Boars and otters among Wildlife Commission changes

The N.C. Wildlife Resources Commission is now taking public comment on several proposed changes to hunting and fishing regulations.

The Wildlife Commission continues to lift restrictions on hunting wild boar as the exotic animal is increasingly recognized as a detriment to the native ecosystem. The proposal calls for extending the wild boar season to run nearly six months, from early September through February. The hunting method would be restricted, however, to whatever weapon is in season for other game during that time. For example, during bow and arrow season for deer, boar can only be hunted with bow and arrow, not a gun. And hunting boar with dogs can only be done when it corresponds with dog season for bears.

While the method of hunting would be limited, extending the boar season should encourage hunters who are already in the woods after other game to take down any wild boar they happen to stumble across as well.

“This regulation change was requested by U.S. Forest Service personnel in order to control increasing populations of wild hogs on Forest Service property as well as private lands in the western six counties,” the Wildlife Commission proposal states.

The Wildlife Commission is also proposing to lift restrictions on trapping otter. Otters were wiped out of Western North Carolina due to over trapping, but have been reintroduced over the past couple decades.

“When otter restoration efforts were taking place, otter populations were low and vulnerable to harvest pressure,” the proposal states. But “restoration efforts have been successful and the bag limit on otters in Western North Carolina is no longer needed.”

The Wildlife Commission also proposes lifting the daily bag limit on deer, which is now capped at two per hunter per day.

The Wildlife Commission is inching toward lifting the ban on hunting on Sundays. An in-depth analysis of the Sunday hunting ban and whether it should be lifted was conducted in recent years, generating mass amounts of comment statewide. The Wildlife Commission didn’t end up lifting the ban, but a proposal in the works would allow only bow hunting on private land on Sundays — no guns and no public lands, but a foot in the door for Sunday hunting at the least.

Fishing changes

Among the proposals, the Wildlife Commission wants to quit stocking several sections of stream in the region. For some stretches, the Wildlife Commission claims the trout are reproducing adequately enough on their own to support fishing and the stocking of trout isn’t necessary.

Here’s the stretches in the area that would be reclassified as Wild Trout/Natural Bait Trout Waters due to reproducing wild populations:

• Hiwassee River in Clay County, 13 mile upper section.

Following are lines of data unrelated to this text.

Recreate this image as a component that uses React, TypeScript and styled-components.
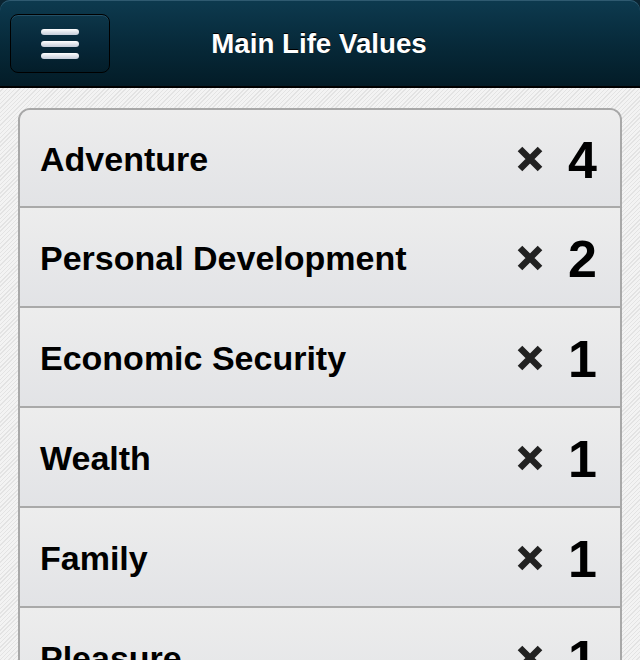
import React from "react";
import styled, { createGlobalStyle } from "styled-components";

const GlobalStyle = createGlobalStyle`
  html, body {
    margin: 0;
    padding: 0;
    background: #0b2431;
  }
  #root {
    width: 640px;
    height: 660px;
    overflow: hidden;
  }
`;

const Page = styled.div`
  width: 640px;
  height: 660px;
  overflow: hidden;
  display: flex;
  flex-direction: column;
  font-family: "Liberation Sans", Arial, Helvetica, sans-serif;
  background: #0b2431;
`;

const Header = styled.header`
  position: relative;
  flex: 0 0 auto;
  height: 86px;
  border-radius: 10px 10px 0 0;
  border-bottom: 2px solid #000;
  background: linear-gradient(#0d3a4f 0%, #072a3a 50%, #031c27 100%);
  box-shadow: inset 0 1px 0 #2f5a70;
  display: flex;
  align-items: center;
  justify-content: center;
`;

const MenuButton = styled.button`
  position: absolute;
  left: 10px;
  top: 14px;
  width: 100px;
  height: 59px;
  box-sizing: border-box;
  border: 1px solid #000;
  border-radius: 8px;
  background: linear-gradient(#0d3649 0%, #062738 55%, #031d29 100%);
  box-shadow: inset 0 1px 0 #245066;
  display: flex;
  flex-direction: column;
  align-items: center;
  justify-content: center;
  gap: 6px;
  padding: 0;
`;

const Bar = styled.span`
  display: block;
  width: 38px;
  height: 6px;
  border-radius: 3px;
  background: linear-gradient(#ffffff, #c3cbd8);
`;

const Title = styled.h1`
  margin: 0;
  margin-left: -2px;
  margin-top: 2px;
  color: #fff;
  font-size: 27.7px;
  font-weight: 700;
  text-shadow: 0 -1px 0 #000;
`;

const Content = styled.main`
  flex: 1 1 auto;
  background: repeating-linear-gradient(135deg, #f3f3f3 0 2px, #e3e3e3 2px 3px);
  padding: 20px 18px 0 18px;
`;

const Card = styled.ul`
  list-style: none;
  margin: 0;
  padding: 0;
  border: 2px solid #a8a8a8;
  border-radius: 12px;
  overflow: hidden;
  background: #e8e8e9;
`;

const Row = styled.li`
  height: 100px;
  box-sizing: border-box;
  display: flex;
  align-items: center;
  padding: 3px 23px 0 20px;
  background: linear-gradient(#ededed 0%, #e2e3e6 100%);
  border-top: 2px solid #a9a9a9;
  &:first-child {
    border-top: none;
    height: 96px;
  }
`;

const Label = styled.span`
  flex: 1 1 auto;
  color: #000;
  font-size: 34px;
  font-weight: 700;
  white-space: nowrap;
`;

const Remove = styled.span`
  display: flex;
  width: 28px;
  height: 26px;
  margin-right: 24px;
  margin-top: -1px;
`;

const Count = styled.span`
  width: 29px;
  text-align: right;
  color: #000;
  font-size: 52px;
  font-weight: 700;
  line-height: 1;
  margin-top: 1px;
`;

const XIcon = () => (
  <svg width="28" height="26" viewBox="0 0 28 26">
    <path
      d="M4 3 L24 23 M24 3 L4 23"
      stroke="#222"
      strokeWidth="6.5"
      strokeLinecap="butt"
      fill="none"
    />
  </svg>
);

const values: { name: string; count: number }[] = [
  { name: "Adventure", count: 4 },
  { name: "Personal Development", count: 2 },
  { name: "Economic Security", count: 1 },
  { name: "Wealth", count: 1 },
  { name: "Family", count: 1 },
  { name: "Pleasure", count: 1 },
];

export default function App() {
  return (
    <Page>
      <GlobalStyle />
      <Header>
        <MenuButton aria-label="Menu">
          <Bar />
          <Bar />
          <Bar />
        </MenuButton>
        <Title>Main Life Values</Title>
      </Header>
      <Content>
        <Card>
          {values.map((v) => (
            <Row key={v.name}>
              <Label>{v.name}</Label>
              <Remove>
                <XIcon />
              </Remove>
              <Count>{v.count}</Count>
            </Row>
          ))}
        </Card>
      </Content>
    </Page>
  );
}
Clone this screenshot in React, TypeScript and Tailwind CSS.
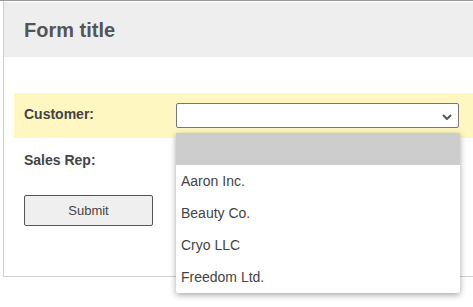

• Hemphill Creek in Haywood County.

• North Shoal Creek in Cherokee County.

• Webb Creek in Cherokee County.

• Big Tuni Creek in Clay County.

• Vineyard Creek in Clay County.

On other stretches, the Wildlife Commission plans to quit stocking because the stream isn’t good fishing anyway and therefore doesn’t merit stocking, either because the streams make for poor trout habitat or lacks adequate public access to make fishing feasible. Those stretches include:

• Hothouse Branch in Clay County.

• Tessentee Creek in Macon County (total of 5.9 miles).

• Shooting Creek in Clay County (total of 5.1 miles.)

A public hearing on the changes will be held at 7 p.m. on Wednesday, Jan. 14, at Southwestern Community College in Sylva. Comments can also be sent in via email. Visit and look for the comment link.

The Wildlife Commission board will vote on the rule changes in March.